In China, transgender films find a home at the ShanghaiPRIDE Festival

The LGBT festival, ShanghaiPRIDE 2016, celebrates diversity in the Chinese city under this year's theme 'I Am Me.' It kicked-off with a fun run and will last from June 17 to 26.
(Johannes Eisele/AFP/Getty Images)

Kaspar Wan’s gender reassignment surgery in 2012 solved some of his problems, but left many untouched. How would he reconcile his identity with his Christianity? Would his parents accept him for who he was?

In a short documentary about his transition, “If I Had a Soul,” Wan, a Hong Kong-based director and transgender rights activist, said that the surgery was “about aligning my inner and outer selves.” Yet his elderly mother struggled to understand. “I once thought if he insisted [on getting surgery], I would disown him,” she says in the film. “And then I’m thinking he’s all grown up, so do I really want to disown him? Do I want to ruin the relationship because of this?”

Wan’s documentary screened on Sunday at the opening of the second annual ShanghaiPRIDE Film Festival, a showcase of Chinese and foreign lesbian, gay, bisexual, transgender and queer (LGBTQ)-themed cinema. (It won second place in the festival’s short films contest). The event will feature 40 films over 10 days, according to its website, and focus specifically on “films about transgender and non-binary experience.” About half of the films are foreign, and half are Chinese.

The festival comes as China slowly turns a corner on social attitudes towards homosexuality and transgenderism. Although Beijing stopped classifying homosexuality as a mental illness in 2001, much of Chinese society still subscribes to traditional gender norms, and many parents put their children under enormous pressure to enter heterosexual relationships, marry and start families of their own. China’s political environment also makes advocacy difficult — protests and marches are virtually banned, and the state views nongovernmental organizations with suspicion.

Yet attitudes are changing. In recent years, Chinese courts have heard several landmark legal cases about gay marriage, “gay-straight conversion therapy” and university textbooks’ treatment of homosexuality. One web series about a homosexual relationship went viral before government censors took it down.
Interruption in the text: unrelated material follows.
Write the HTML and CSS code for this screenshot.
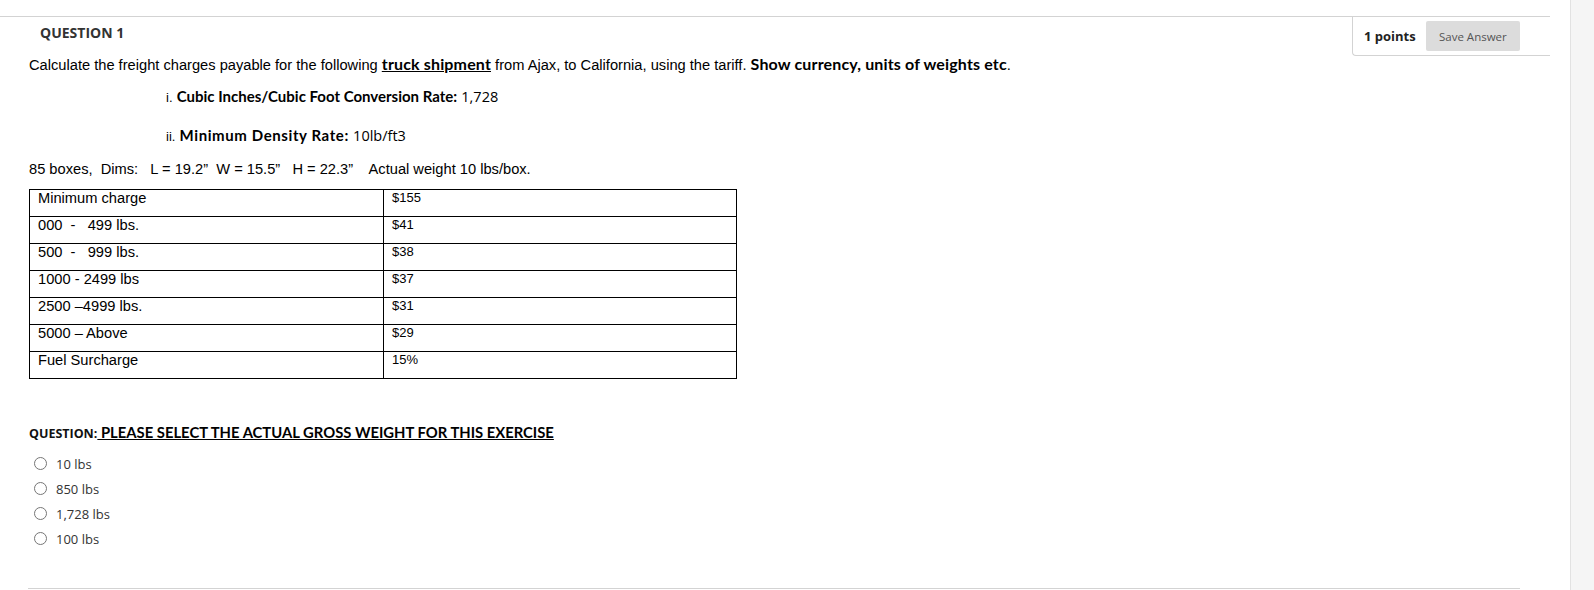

Charlene Liu, 43, a cofounder of the volunteer organization ShanghaiPRIDE and an 11-year Shanghai resident, said that the ShanghaiPRIDE Festival — a broader program featuring the film festival as well as panel discussions, parties, exhibitions and a fun run — has expanded since its founding in 2009.

“Last year we had 6,000 participants throughout the whole pride week,” she said. “It’s good progress. We’re not as big as pride [festivals] overseas, like in L.A., San Francisco, Sydney and London. But given the situation we’re in, I think we’re progressing.”

A few hundred people attended the festival’s opening ceremony on Sunday, packed shoulder-to-shoulder at a low-lit bar in Shanghai. Organizers played an opening video that showed city scenes interspersed with same-sex couples sharing intimate moments; they then screened Wan’s documentary, followed by a short film about a young woman caught between the affections of her boyfriend and a female friend.

“The past twelve months have seen a burst of high-profile legal battles and discussions on LGBTQ, with the primary discourse being on same-sex union and the pink market,” said Matthew Baren, 28, a British citizen and film festival organizer, in opening remarks. “Not so long ago, this was unimaginable. So is it better to put all our energies into mainstream battles and not divert them to gender minorities?”

“Film is very important to the LGBT movement in China,” he said later, in an interview. “We figure film is important — it’s how you reach people. There are festivals in Beijing and Guangzhou, and they’re popping up across the country.

“So much of [LGBTQ cinema] is dominated by the West,” he continued. “We wanted to support Chinese stories, Chinese faces.”

Raymond Phang, 27, ShanghaiPRIDE’s chief planner, said that LGBTQ-themed cinema has expanded significantly in recent years, both in China and abroad. “I think ‘Brokeback Mountain’ really did it,” he said. He added that Chinese LGBTQ films tend to focus more on family than their Western counterparts, as “family in Asian culture is very important.”

“I wouldn’t say this is a mature market, because of the limitations,” he said. China’s film market is government-controlled, and the country’s LGBTQ-themed films have yet to achieve widespread distribution.

Phang added: “The filmmakers are independent…. They are exploring, even themselves. Now filmmakers are trying to explore transgenderism. They’re taking a different approach.”